> _Given task_:
Take every line from the listing below that includes "this" and copy it.

> _Records for the exercise_:
▽

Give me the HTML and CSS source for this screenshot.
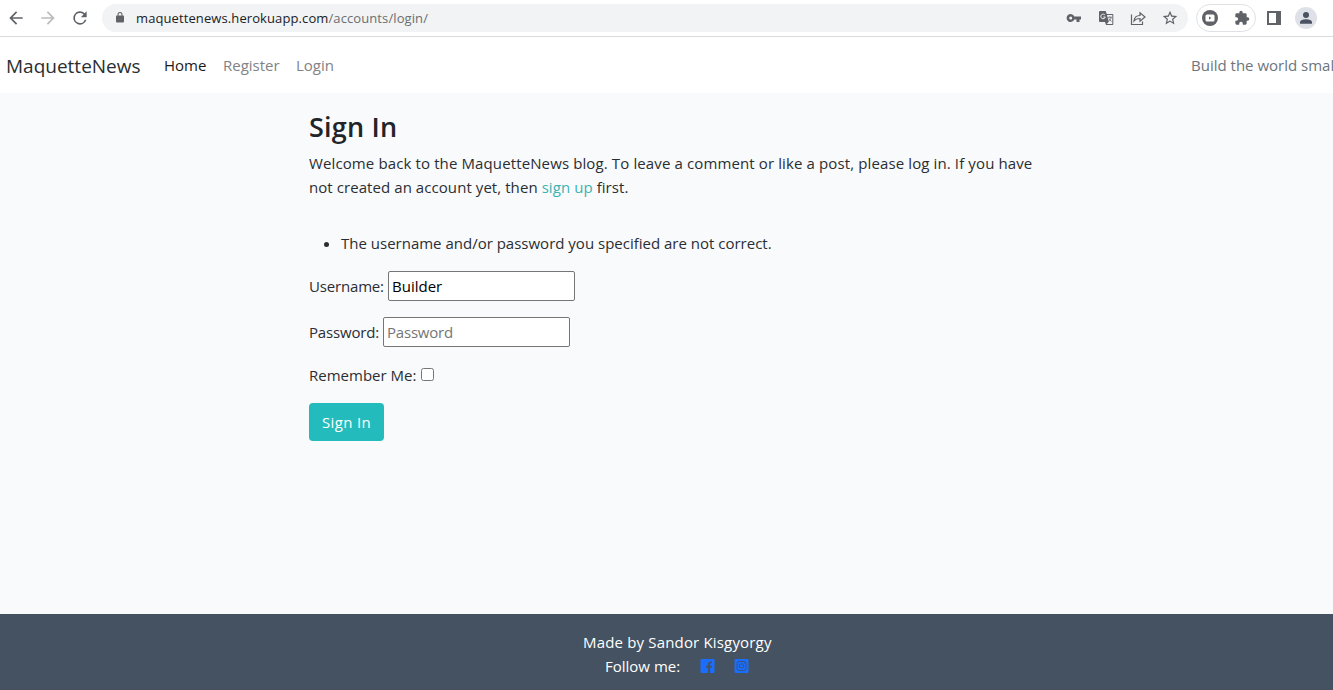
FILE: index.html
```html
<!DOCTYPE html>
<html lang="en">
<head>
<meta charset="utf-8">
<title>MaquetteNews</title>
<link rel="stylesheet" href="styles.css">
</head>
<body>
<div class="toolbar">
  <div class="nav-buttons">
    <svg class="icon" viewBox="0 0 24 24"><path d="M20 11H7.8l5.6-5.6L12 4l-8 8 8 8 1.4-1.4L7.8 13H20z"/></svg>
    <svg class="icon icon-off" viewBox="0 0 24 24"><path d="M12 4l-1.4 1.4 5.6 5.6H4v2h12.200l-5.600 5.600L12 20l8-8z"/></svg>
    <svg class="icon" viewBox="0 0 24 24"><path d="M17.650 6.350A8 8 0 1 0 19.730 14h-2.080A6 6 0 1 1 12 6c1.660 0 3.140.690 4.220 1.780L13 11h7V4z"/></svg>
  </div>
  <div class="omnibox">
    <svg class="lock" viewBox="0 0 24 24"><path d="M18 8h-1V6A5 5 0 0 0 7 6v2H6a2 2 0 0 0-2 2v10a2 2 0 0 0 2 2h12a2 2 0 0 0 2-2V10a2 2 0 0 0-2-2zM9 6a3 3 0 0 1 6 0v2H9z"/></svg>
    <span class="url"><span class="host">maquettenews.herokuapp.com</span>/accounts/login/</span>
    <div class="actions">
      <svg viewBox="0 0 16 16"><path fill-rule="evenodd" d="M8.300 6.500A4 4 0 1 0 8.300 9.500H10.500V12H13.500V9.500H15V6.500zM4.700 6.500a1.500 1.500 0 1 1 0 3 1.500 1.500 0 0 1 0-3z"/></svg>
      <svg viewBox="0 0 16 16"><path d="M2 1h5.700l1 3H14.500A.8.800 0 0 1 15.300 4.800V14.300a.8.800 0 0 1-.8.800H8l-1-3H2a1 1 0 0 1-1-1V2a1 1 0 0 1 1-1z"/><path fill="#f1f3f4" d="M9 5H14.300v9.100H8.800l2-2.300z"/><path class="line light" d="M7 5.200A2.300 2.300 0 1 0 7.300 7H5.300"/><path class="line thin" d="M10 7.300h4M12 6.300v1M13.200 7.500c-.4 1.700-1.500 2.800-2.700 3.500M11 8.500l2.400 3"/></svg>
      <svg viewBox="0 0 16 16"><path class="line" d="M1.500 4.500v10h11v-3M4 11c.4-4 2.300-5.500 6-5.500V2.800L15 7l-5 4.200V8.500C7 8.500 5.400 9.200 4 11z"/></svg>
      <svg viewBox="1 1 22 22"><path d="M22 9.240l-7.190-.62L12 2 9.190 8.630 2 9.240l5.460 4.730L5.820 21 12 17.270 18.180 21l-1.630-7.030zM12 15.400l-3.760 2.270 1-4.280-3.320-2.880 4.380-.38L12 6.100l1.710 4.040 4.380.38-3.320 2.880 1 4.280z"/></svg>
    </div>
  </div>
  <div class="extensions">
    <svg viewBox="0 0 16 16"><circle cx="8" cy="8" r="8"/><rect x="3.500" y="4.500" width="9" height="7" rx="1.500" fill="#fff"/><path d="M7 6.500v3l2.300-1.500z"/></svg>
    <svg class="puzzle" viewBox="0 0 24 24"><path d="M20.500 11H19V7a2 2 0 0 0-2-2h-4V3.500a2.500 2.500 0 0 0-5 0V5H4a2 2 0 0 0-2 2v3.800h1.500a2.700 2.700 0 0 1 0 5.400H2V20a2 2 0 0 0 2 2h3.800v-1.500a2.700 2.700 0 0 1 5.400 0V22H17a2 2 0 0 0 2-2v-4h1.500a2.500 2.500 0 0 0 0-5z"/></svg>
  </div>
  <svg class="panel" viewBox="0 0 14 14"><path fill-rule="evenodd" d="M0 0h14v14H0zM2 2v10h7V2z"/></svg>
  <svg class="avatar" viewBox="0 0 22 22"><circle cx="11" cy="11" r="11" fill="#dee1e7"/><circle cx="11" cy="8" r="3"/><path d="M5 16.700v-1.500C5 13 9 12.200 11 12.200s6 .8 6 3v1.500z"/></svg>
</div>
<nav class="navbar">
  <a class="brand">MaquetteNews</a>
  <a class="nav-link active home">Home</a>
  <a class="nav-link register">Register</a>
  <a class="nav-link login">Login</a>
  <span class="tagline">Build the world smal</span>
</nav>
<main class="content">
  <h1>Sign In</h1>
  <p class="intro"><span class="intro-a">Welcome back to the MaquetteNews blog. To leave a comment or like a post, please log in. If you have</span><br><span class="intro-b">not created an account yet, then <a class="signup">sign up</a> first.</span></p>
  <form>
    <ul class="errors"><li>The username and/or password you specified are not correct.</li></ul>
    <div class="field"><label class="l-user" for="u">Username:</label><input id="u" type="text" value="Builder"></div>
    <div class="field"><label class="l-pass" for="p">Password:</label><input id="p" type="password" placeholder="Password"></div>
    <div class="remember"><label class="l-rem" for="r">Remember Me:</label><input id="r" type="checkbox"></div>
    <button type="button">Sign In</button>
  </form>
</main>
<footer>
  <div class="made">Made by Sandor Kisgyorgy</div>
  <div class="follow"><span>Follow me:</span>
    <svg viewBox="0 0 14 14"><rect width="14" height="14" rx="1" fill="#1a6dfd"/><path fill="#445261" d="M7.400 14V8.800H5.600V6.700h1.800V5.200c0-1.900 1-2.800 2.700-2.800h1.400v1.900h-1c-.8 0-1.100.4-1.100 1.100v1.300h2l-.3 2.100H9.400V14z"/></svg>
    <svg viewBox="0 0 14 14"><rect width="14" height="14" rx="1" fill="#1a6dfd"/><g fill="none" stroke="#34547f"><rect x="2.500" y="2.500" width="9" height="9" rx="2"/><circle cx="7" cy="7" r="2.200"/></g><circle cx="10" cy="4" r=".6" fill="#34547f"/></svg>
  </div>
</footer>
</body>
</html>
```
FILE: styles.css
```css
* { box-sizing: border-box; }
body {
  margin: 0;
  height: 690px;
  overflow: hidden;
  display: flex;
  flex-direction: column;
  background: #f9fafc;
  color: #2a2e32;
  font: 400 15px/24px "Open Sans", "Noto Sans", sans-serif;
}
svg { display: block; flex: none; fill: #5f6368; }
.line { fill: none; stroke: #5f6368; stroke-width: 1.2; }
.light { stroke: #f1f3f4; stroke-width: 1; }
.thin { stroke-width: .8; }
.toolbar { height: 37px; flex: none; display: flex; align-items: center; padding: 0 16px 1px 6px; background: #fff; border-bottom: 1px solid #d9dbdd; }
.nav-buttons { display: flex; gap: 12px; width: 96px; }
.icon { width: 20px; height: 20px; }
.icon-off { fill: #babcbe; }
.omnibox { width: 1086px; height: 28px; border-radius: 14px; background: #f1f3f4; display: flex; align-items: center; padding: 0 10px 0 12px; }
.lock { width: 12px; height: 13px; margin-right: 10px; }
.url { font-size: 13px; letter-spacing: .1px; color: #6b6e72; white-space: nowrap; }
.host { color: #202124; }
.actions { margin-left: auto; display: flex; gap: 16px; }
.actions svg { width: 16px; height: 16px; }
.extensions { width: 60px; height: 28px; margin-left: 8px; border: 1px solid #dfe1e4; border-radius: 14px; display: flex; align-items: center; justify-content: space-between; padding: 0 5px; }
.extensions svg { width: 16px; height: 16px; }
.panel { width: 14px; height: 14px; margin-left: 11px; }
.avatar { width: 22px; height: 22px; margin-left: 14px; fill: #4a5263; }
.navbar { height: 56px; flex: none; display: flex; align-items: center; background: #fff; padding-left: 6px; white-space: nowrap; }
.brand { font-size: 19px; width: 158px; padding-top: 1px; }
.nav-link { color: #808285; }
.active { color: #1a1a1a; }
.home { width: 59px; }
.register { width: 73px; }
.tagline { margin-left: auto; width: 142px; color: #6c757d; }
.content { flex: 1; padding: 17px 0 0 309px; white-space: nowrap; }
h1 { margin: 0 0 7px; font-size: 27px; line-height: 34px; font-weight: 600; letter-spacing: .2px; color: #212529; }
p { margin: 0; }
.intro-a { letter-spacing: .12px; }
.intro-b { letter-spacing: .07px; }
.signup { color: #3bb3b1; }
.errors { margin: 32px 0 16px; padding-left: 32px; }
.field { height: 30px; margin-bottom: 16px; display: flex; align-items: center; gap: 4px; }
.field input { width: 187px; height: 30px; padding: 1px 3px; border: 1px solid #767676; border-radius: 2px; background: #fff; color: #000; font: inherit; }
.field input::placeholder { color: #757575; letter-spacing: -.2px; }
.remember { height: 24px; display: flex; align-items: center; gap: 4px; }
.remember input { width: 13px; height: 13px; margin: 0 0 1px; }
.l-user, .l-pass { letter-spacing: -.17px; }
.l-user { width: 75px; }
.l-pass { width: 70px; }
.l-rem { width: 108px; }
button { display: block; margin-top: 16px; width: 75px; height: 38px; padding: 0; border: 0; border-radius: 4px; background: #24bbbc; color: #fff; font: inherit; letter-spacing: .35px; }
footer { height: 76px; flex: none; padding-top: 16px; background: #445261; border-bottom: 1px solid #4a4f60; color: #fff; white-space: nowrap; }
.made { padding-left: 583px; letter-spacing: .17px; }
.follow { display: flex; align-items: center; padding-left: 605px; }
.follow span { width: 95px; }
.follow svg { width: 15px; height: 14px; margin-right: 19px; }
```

△
▽

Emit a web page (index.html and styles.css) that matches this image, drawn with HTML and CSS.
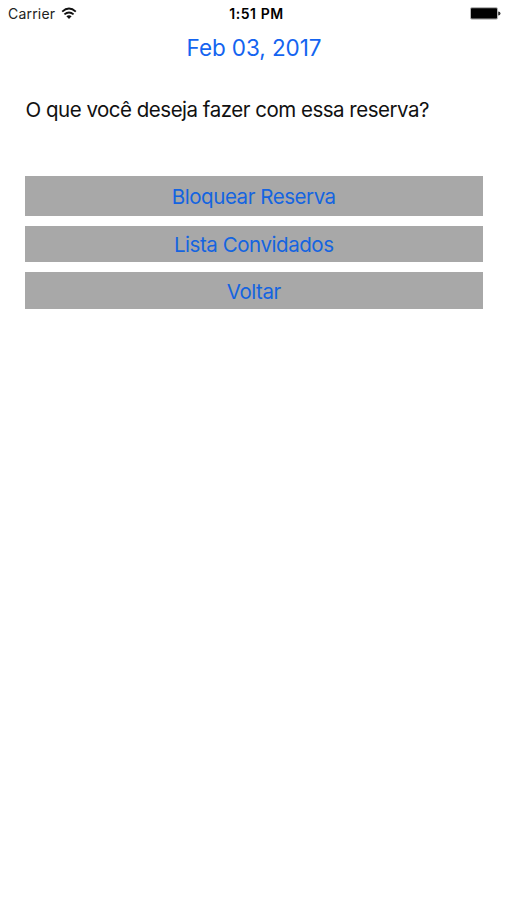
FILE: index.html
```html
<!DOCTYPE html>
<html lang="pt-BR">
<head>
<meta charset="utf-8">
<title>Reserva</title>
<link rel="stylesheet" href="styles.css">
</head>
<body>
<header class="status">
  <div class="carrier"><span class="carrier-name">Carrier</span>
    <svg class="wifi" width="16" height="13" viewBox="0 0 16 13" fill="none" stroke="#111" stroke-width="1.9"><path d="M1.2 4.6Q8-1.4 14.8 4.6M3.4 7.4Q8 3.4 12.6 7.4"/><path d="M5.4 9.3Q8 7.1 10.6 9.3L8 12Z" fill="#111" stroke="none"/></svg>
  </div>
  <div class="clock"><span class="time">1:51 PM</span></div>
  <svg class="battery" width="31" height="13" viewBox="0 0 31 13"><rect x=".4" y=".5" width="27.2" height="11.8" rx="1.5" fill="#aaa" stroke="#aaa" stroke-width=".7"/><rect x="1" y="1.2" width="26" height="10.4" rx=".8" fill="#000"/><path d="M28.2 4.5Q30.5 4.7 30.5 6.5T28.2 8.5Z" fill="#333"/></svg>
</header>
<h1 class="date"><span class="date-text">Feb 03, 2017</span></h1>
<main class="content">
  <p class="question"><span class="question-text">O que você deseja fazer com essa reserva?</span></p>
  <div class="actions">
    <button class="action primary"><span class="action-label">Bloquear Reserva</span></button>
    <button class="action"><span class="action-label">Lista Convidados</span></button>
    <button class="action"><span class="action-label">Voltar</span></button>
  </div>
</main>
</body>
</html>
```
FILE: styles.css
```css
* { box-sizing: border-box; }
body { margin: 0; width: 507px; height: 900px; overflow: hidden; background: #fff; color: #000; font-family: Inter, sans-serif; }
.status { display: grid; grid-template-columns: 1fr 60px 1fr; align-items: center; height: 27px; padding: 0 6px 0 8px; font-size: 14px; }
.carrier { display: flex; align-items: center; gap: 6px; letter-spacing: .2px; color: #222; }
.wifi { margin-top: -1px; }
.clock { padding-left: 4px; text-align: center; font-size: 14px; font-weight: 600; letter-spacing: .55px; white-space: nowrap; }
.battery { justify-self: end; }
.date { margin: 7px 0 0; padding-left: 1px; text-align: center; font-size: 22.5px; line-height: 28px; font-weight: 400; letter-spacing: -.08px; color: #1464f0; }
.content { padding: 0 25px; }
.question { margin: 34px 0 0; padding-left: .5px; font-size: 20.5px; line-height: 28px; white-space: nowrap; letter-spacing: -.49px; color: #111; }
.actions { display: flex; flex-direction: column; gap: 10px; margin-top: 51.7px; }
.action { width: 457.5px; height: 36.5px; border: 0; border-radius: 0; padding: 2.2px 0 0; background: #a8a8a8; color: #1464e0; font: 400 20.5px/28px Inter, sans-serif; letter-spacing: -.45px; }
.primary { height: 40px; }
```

△

> _Task response_:
Give me the HTML and CSS source for this screenshot.
Emit a web page (index.html and styles.css) that matches this image, drawn with HTML and CSS.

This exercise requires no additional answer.